Gene Rains was discovered by Hawaiian crooner of the era, Alfred Apaka. Apaka was the talent director for the Hawaiian Village Hotel in Waikiki, Hawaii. Apaka recruited the Gene Rains Group to perform in the Shell Bar at the Hawaiian Village, which was the hot spot for the Island's top performers, including Martin Denny and Arthur Lyman. It was also Apaka who introduced Rains to Decca Records.

Today, Rains is considered the third man of Exotica, behind Martin Denny and Arthur Lyman. Although he did not achieve the level of renown of Denny or Lyman, Rains' albums nonetheless are textbook examples of the style of Exotica. With the resurgence of the Tiki culture in the late 1990s and into the early 2000s, Gene Rains' albums have become much sought after by collectors of the genre.

In July 2014, Real Gone Music released a compilation CD featuring 19 tracks and containing large portion of each of Rain's three LPs. During the production of the CD, Universal music, the holding company for Decca's catalog, stated that the Gene Rains master tapes had been destroyed in a fire years earlier. As a result, the Real Gone Music team called upon Mark Riddle a/k/a Digitiki to supply the cleanest possible LP transfers. Riddle is the host of a popular Exotica-themed podcast "Quiet Village Podcast". Even though the compilation was LP sourced, the audio is exceptionally clean.

==Discography==
LPs:
- Lotus Land: Decca Records-catalog no.: DL74064 [1960] (Stereo LP); D4064 (Mono LP)
- Far Across The Sea: Decca Records-catalog no. DL74164 [1961] (Stereo LP); D4164 (Mono LP)
- Rains In The Tropics: Decca Records-catalog no. DL74348 [1962] (Stereo LP); D4348 (Mono LP)
- The Call Of The Tropics: Vocalion Records-catalog no. VL73785 [1962] (Stereo LP)

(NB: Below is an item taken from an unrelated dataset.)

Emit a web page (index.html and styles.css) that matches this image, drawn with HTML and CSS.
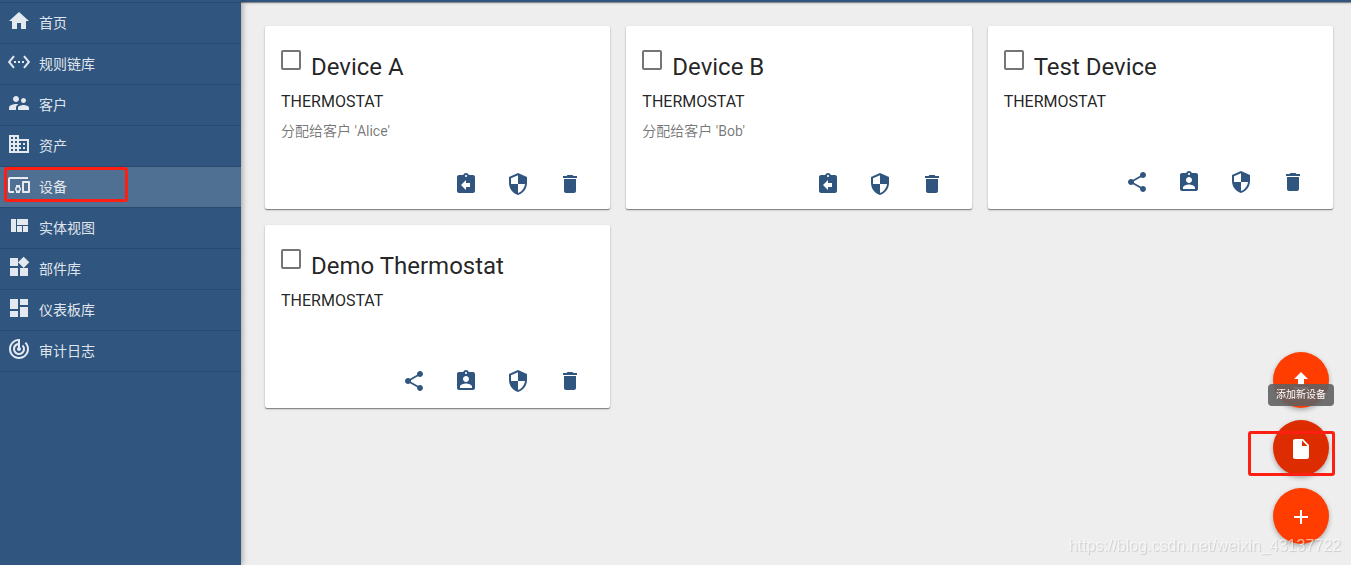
FILE: index.html
```html
<!DOCTYPE html>
<html lang="zh-CN">
<head>
    <meta charset="UTF-8">
    <meta name="viewport" content="width=device-width, initial-scale=1.0">
    <title>设备</title>
    <link rel="stylesheet" href="styles.css">
</head>
<body>
    <!-- Iconos -->
    <svg class="sprite" aria-hidden="true">
        <symbol id="home" viewBox="0 0 24 24"><path d="M10 20v-6h4v6h5v-8h3L12 3 2 12h3v8z"/></symbol>
        <symbol id="ethernet" viewBox="0 0 24 24"><path d="M7.77 6.76L6.23 5.48.82 12l5.41 6.52 1.54-1.28L3.42 12l4.35-5.24zM7 13h2v-2H7v2zm10-2h-2v2h2v-2zm-6 2h2v-2h-2v2zm6.77-7.52l-1.54 1.28L20.58 12l-4.35 5.24 1.54 1.28L23.18 12l-5.41-6.52z"/></symbol>
        <symbol id="people" viewBox="0 0 24 24"><path d="M16.5 12c1.38 0 2.49-1.12 2.49-2.5S17.88 7 16.5 7C15.12 7 14 8.12 14 9.5s1.12 2.5 2.5 2.5zM9 11c1.66 0 2.99-1.34 2.99-3S10.66 5 9 5C7.34 5 6 6.34 6 8s1.34 3 3 3zm7.5 3c-1.83 0-5.5.92-5.5 2.75V19h11v-2.25c0-1.83-3.67-2.75-5.5-2.75zM9 13c-2.33 0-7 1.17-7 3.5V19h7v-2.25c0-.85.33-2.34 2.37-3.47C10.5 13.1 9.66 13 9 13z"/></symbol>
        <symbol id="domain" viewBox="0 0 24 24"><path d="M12 7V3H2v18h20V7H12zM6 19H4v-2h2v2zm0-4H4v-2h2v2zm0-4H4V9h2v2zm0-4H4V5h2v2zm4 12H8v-2h2v2zm0-4H8v-2h2v2zm0-4H8V9h2v2zm0-4H8V5h2v2zm10 12h-8v-2h2v-2h-2v-2h2v-2h-2V9h8v10zm-2-8h-2v2h2v-2zm0 4h-2v2h2v-2z"/></symbol>
        <symbol id="devices" viewBox="0 0 24 24"><path d="M3 6h18V4H3c-1.1 0-2 .9-2 2v12c0 1.1.9 2 2 2h4v-2H3V6zm10 6H9v1.78c-.61.55-1 1.33-1 2.22s.39 1.67 1 2.22V20h4v-1.78c.61-.55 1-1.34 1-2.22s-.39-1.67-1-2.22V12zm-2 5.5c-.83 0-1.5-.67-1.5-1.5s.67-1.5 1.5-1.5 1.5.67 1.5 1.5-.67 1.5-1.5 1.5zM22 8h-6c-.5 0-1 .5-1 1v10c0 .5.5 1 1 1h6c.5 0 1-.5 1-1V9c0-.5-.5-1-1-1zm-1 10h-4v-8h4v8z"/></symbol>
        <symbol id="quilt" viewBox="0 0 24 24"><path d="M10 18h5v-6h-5v6zm-6 0h5V5H4v13zm12 0h5v-6h-5v6zM10 5v6h11V5H10z"/></symbol>
        <symbol id="widgets" viewBox="0 0 24 24"><path d="M13 13v8h8v-8h-8zM3 21h8v-8H3v8zM3 3v8h8V3H3zm13.66-1.31L11 7.34 16.66 13l5.66-5.66-5.66-5.65z"/></symbol>
        <symbol id="dashboard" viewBox="0 0 24 24"><path d="M3 13h8V3H3v10zm0 8h8v-6H3v6zm10 0h8V11h-8v10zm0-18v6h8V3h-8z"/></symbol>
        <symbol id="track" viewBox="0 0 24 24"><path d="M19.07 4.93l-1.41 1.41C19.1 7.79 20 9.79 20 12c0 4.42-3.58 8-8 8s-8-3.58-8-8c0-4.08 3.05-7.44 7-7.93v2.02C8.16 6.57 6 9.03 6 12c0 3.31 2.69 6 6 6s6-2.69 6-6c0-1.66-.67-3.16-1.76-4.24l-1.41 1.41C15.55 9.9 16 10.9 16 12c0 2.21-1.79 4-4 4s-4-1.79-4-4c0-1.86 1.28-3.41 3-3.86v2.14c-.6.35-1 .98-1 1.72 0 1.1.9 2 2 2s2-.9 2-2c0-.74-.4-1.38-1-1.72V2h-1C6.48 2 2 6.48 2 12s4.48 10 10 10 10-4.48 10-10c0-2.76-1.12-5.26-2.93-7.07z"/></symbol>
        <symbol id="return" viewBox="0 0 24 24"><path d="M19 3h-4.18C14.4 1.84 13.3 1 12 1c-1.3 0-2.4.84-2.82 2H5c-1.1 0-2 .9-2 2v14c0 1.1.9 2 2 2h14c1.1 0 2-.9 2-2V5c0-1.1-.9-2-2-2zm-7 0c.55 0 1 .45 1 1s-.45 1-1 1-1-.45-1-1 .45-1 1-1zm4 12h-4v3l-5-5 5-5v3h4v4z"/></symbol>
        <symbol id="assign" viewBox="0 0 24 24"><path d="M19 3h-4.18C14.4 1.84 13.3 1 12 1c-1.3 0-2.4.84-2.82 2H5c-1.1 0-2 .9-2 2v14c0 1.1.9 2 2 2h14c1.1 0 2-.9 2-2V5c0-1.1-.9-2-2-2zm-7 0c.55 0 1 .45 1 1s-.45 1-1 1-1-.45-1-1 .45-1 1-1zm0 4c1.66 0 3 1.34 3 3s-1.34 3-3 3-3-1.34-3-3 1.34-3 3-3zm6 12H6v-1.4c0-2 4-3.1 6-3.1s6 1.1 6 3.1V19z"/></symbol>
        <symbol id="security" viewBox="0 0 24 24"><path d="M12 1L3 5v6c0 5.55 3.84 10.74 9 12 5.16-1.26 9-6.45 9-12V5l-9-4zm0 10.99h7c-.53 4.12-3.28 7.79-7 8.94V12H5V6.3l7-3.11v8.8z"/></symbol>
        <symbol id="delete" viewBox="0 0 24 24"><path d="M6 19c0 1.1.9 2 2 2h8c1.1 0 2-.9 2-2V7H6v12zM19 4h-3.5l-1-1h-5l-1 1H5v2h14V4z"/></symbol>
        <symbol id="share" viewBox="0 0 24 24"><path d="M18 16.08c-.76 0-1.44.3-1.96.77L8.91 12.7c.05-.23.09-.46.09-.7s-.04-.47-.09-.7l7.05-4.11c.54.5 1.25.81 2.04.81 1.66 0 3-1.34 3-3s-1.34-3-3-3-3 1.34-3 3c0 .24.04.47.09.7L8.04 9.81C7.5 9.31 6.79 9 6 9c-1.66 0-3 1.34-3 3s1.34 3 3 3c.79 0 1.5-.31 2.04-.81l7.12 4.16c-.05.21-.08.43-.08.65 0 1.61 1.31 2.92 2.92 2.92s2.92-1.31 2.92-2.92-1.31-2.92-2.92-2.92z"/></symbol>
        <symbol id="upload" viewBox="0 0 24 24"><path d="M9 16h6v-6h4l-7-7-7 7h4zm-4 2h14v2H5z"/></symbol>
        <symbol id="file" viewBox="0 0 24 24"><path d="M6 2c-1.1 0-1.99.9-1.99 2L4 20c0 1.1.89 2 1.99 2H18c1.1 0 2-.9 2-2V8l-6-6H6zm7 7V3.5L18.5 9H13z"/></symbol>
        <symbol id="add" viewBox="0 0 24 24"><path d="M19 13h-6v6h-2v-6H5v-2h6V5h2v6h6v2z"/></symbol>
    </svg>

    <div class="app">
        <!-- Menu lateral -->
        <nav class="sidebar">
            <ul class="menu">
                <li><a class="menu-item" href="#"><svg class="icon"><use href="#home"/></svg><span>首页</span></a></li>
                <li><a class="menu-item" href="#"><svg class="icon"><use href="#ethernet"/></svg><span>规则链库</span></a></li>
                <li><a class="menu-item" href="#"><svg class="icon"><use href="#people"/></svg><span>客户</span></a></li>
                <li><a class="menu-item" href="#"><svg class="icon"><use href="#domain"/></svg><span>资产</span></a></li>
                <li class="marked"><a class="menu-item active" href="#"><svg class="icon"><use href="#devices"/></svg><span>设备</span></a></li>
                <li><a class="menu-item" href="#"><svg class="icon"><use href="#quilt"/></svg><span>实体视图</span></a></li>
                <li><a class="menu-item" href="#"><svg class="icon"><use href="#widgets"/></svg><span>部件库</span></a></li>
                <li><a class="menu-item" href="#"><svg class="icon"><use href="#dashboard"/></svg><span>仪表板库</span></a></li>
                <li><a class="menu-item" href="#"><svg class="icon"><use href="#track"/></svg><span>审计日志</span></a></li>
            </ul>
        </nav>

        <!-- Contenido -->
        <div class="content">
            <header class="toolbar"></header>
            <main class="cards">
                <article class="card">
                    <div class="card-head">
                        <input type="checkbox" id="device-a">
                        <label class="card-title" for="device-a">Device A</label>
                    </div>
                    <div class="card-type">THERMOSTAT</div>
                    <div class="card-desc">分配给客户 'Alice'</div>
                    <div class="actions">
                        <button aria-label="取消分配客户"><svg class="icon"><use href="#return"/></svg></button>
                        <button aria-label="管理凭据"><svg class="icon"><use href="#security"/></svg></button>
                        <button aria-label="删除设备"><svg class="icon"><use href="#delete"/></svg></button>
                    </div>
                </article>
                <article class="card">
                    <div class="card-head">
                        <input type="checkbox" id="device-b">
                        <label class="card-title" for="device-b">Device B</label>
                    </div>
                    <div class="card-type">THERMOSTAT</div>
                    <div class="card-desc">分配给客户 'Bob'</div>
                    <div class="actions">
                        <button aria-label="取消分配客户"><svg class="icon"><use href="#return"/></svg></button>
                        <button aria-label="管理凭据"><svg class="icon"><use href="#security"/></svg></button>
                        <button aria-label="删除设备"><svg class="icon"><use href="#delete"/></svg></button>
                    </div>
                </article>
                <article class="card">
                    <div class="card-head">
                        <input type="checkbox" id="test-device">
                        <label class="card-title" for="test-device">Test Device</label>
                    </div>
                    <div class="card-type">THERMOSTAT</div>
                    <div class="card-desc"></div>
                    <div class="actions">
                        <button aria-label="公开设备"><svg class="icon"><use href="#share"/></svg></button>
                        <button aria-label="分配给客户"><svg class="icon"><use href="#assign"/></svg></button>
                        <button aria-label="管理凭据"><svg class="icon"><use href="#security"/></svg></button>
                        <button aria-label="删除设备"><svg class="icon"><use href="#delete"/></svg></button>
                    </div>
                </article>
                <article class="card">
                    <div class="card-head">
                        <input type="checkbox" id="demo-thermostat">
                        <label class="card-title" for="demo-thermostat">Demo Thermostat</label>
                    </div>
                    <div class="card-type">THERMOSTAT</div>
                    <div class="card-desc"></div>
                    <div class="actions">
                        <button aria-label="公开设备"><svg class="icon"><use href="#share"/></svg></button>
                        <button aria-label="分配给客户"><svg class="icon"><use href="#assign"/></svg></button>
                        <button aria-label="管理凭据"><svg class="icon"><use href="#security"/></svg></button>
                        <button aria-label="删除设备"><svg class="icon"><use href="#delete"/></svg></button>
                    </div>
                </article>
            </main>
        </div>
    </div>

    <!-- Botones flotantes -->
    <div class="fabs">
        <button class="fab" aria-label="导入设备"><svg class="icon"><use href="#upload"/></svg></button>
        <div class="fab-marked">
            <button class="fab fab-hover" aria-label="添加新设备"><svg class="icon"><use href="#file"/></svg></button>
            <div class="tooltip" role="tooltip">添加新设备</div>
        </div>
        <button class="fab" aria-label="添加"><svg class="icon"><use href="#add"/></svg></button>
    </div>
    <div class="watermark">https://blog.csdn.net/weixin_43137722</div>
</body>
</html>
```
FILE: styles.css
```css
*, *::after {
    box-sizing: border-box;
}
body {
    margin: 0;
    font-family: Roboto, "Noto Sans CJK SC", sans-serif;
    font-size: 14px;
    color: rgba(0, 0, 0, 0.87);
    background-color: #eee;
}
button {
    border: none;
    padding: 0;
    cursor: pointer;
}
.sprite {
    display: none;
}
.icon {
    width: 24px;
    height: 24px;
    fill: currentColor;
    flex: none;
}
.app {
    display: flex;
    min-height: 100vh;
}

/* Menu lateral */
.sidebar {
    position: relative;
    z-index: 2;
    width: 241px;
    flex: none;
    padding-top: 2px;
    background-color: #305680;
    box-shadow: 1px 0 6px rgba(0, 0, 0, 0.35);
}
.menu {
    list-style: none;
    margin: 0;
    padding: 0;
    border-top: 1px solid #294a70;
}
.menu li {
    border-bottom: 1px solid #294a70;
}
.menu-item {
    display: flex;
    align-items: center;
    gap: 8px;
    height: 40px;
    padding: 0 0 2px 7px;
    color: rgba(255, 255, 255, 0.87);
    text-decoration: none;
}
.menu-item .icon {
    margin-bottom: 2px;
}
.menu-item.active {
    background-color: #4f7092;
}
.marked {
    position: relative;
}
.marked::after {
    content: "";
    position: absolute;
    top: 0;
    left: 4px;
    width: 124px;
    height: 35px;
    border: 3px solid #ff1f12;
    border-radius: 3px;
}

/* Contenido */
.content {
    flex: 1;
    min-width: 0;
}
.toolbar {
    height: 2px;
    background-color: #305680;
    box-shadow: 0 1px 1px rgba(0, 0, 0, 0.4), 0 1px 3px rgba(0, 0, 0, 0.2);
}
.cards {
    display: grid;
    grid-template-columns: repeat(3, 1fr);
    gap: 16px;
    padding: 24px 18px 24px 24px;
}
.card {
    min-height: 183px;
    padding: 24px 20px 5px 16px;
    background-color: #fff;
    border-radius: 2px;
    box-shadow: 0 1px 1px rgba(0, 0, 0, 0.4), 0 1px 3px rgba(0, 0, 0, 0.16);
}
.card-head {
    display: flex;
    align-items: flex-start;
    gap: 10px;
}
.card-head input {
    appearance: none;
    width: 20px;
    height: 20px;
    margin: 0;
    border: 2px solid #757575;
    border-radius: 2px;
}
.card-title {
    font-size: 24px;
    line-height: 34px;
}
.card-type {
    font-size: 16px;
    line-height: 20px;
    margin-top: 8px;
}
.card-desc {
    min-height: 18px;
    line-height: 20px;
    margin-top: 9px;
    color: rgba(0, 0, 0, 0.54);
}
.actions {
    display: flex;
    justify-content: flex-end;
    gap: 12px;
    margin-top: 23px;
}
.actions button {
    display: flex;
    align-items: center;
    justify-content: center;
    width: 40px;
    height: 40px;
    background: none;
    color: #305680;
}

/* Botones flotantes */
.fabs {
    position: fixed;
    right: 22px;
    bottom: 21px;
    z-index: 3;
    display: flex;
    flex-direction: column;
    gap: 12px;
}
.fab {
    display: flex;
    align-items: center;
    justify-content: center;
    width: 56px;
    height: 56px;
    padding-top: 2px;
    border-radius: 50%;
    color: #fff;
    background-color: #ff3d00;
    box-shadow: 0 2px 5px rgba(0, 0, 0, 0.3);
}
.fab-hover {
    background-color: #dd2c00;
}
.fab-marked {
    position: relative;
}
.fab-marked::after {
    content: "";
    position: absolute;
    top: 11px;
    right: -6px;
    width: 87px;
    height: 45px;
    border: 3px solid #ff1f12;
    border-radius: 3px;
}
.tooltip {
    position: absolute;
    top: -36px;
    right: -5px;
    height: 22px;
    padding: 0 8px;
    border-radius: 4px;
    font-size: 10px;
    line-height: 22px;
    white-space: nowrap;
    color: #fff;
    background-color: rgba(97, 97, 97, 0.9);
}
.watermark {
    position: fixed;
    right: 10px;
    bottom: 9px;
    z-index: 4;
    font-family: "Liberation Sans", Arial, sans-serif;
    font-size: 16px;
    line-height: 20px;
    color: rgba(255, 255, 255, 0.6);
    text-shadow: 1px 1px 1px rgba(0, 0, 0, 0.14);
    pointer-events: none;
}
```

Call of the Tropics was a compilation album containing tracks from the three previous LPs.

CDs:
- Far Away Lands: The Exotic Music of Gene Rains: Real Gone Music-catalog no.: 6400276 [July, 2014]

==Band personnel==
- Lotus Land: Gene Rains-vibes; Paul Conrad-piano; Archie Grant-bass & flute; Alan Watanabe-percussion
- Far Across The Sea & Rains In The Tropics: Gene Rains-vibes; Allen Watanabe-drums; Archie Grant, Jr.-bass; Bryon L. Peterson-piano
- The Call Of The Tropics is a compilation featuring selections from the first three LPs

After the release of Lotus Land, pianist Paul Conrad left the Gene Rains Group and released an exotica LP under his own name on the Mahalo Records label. The album was titled Exotic Paradise and is a collector's item.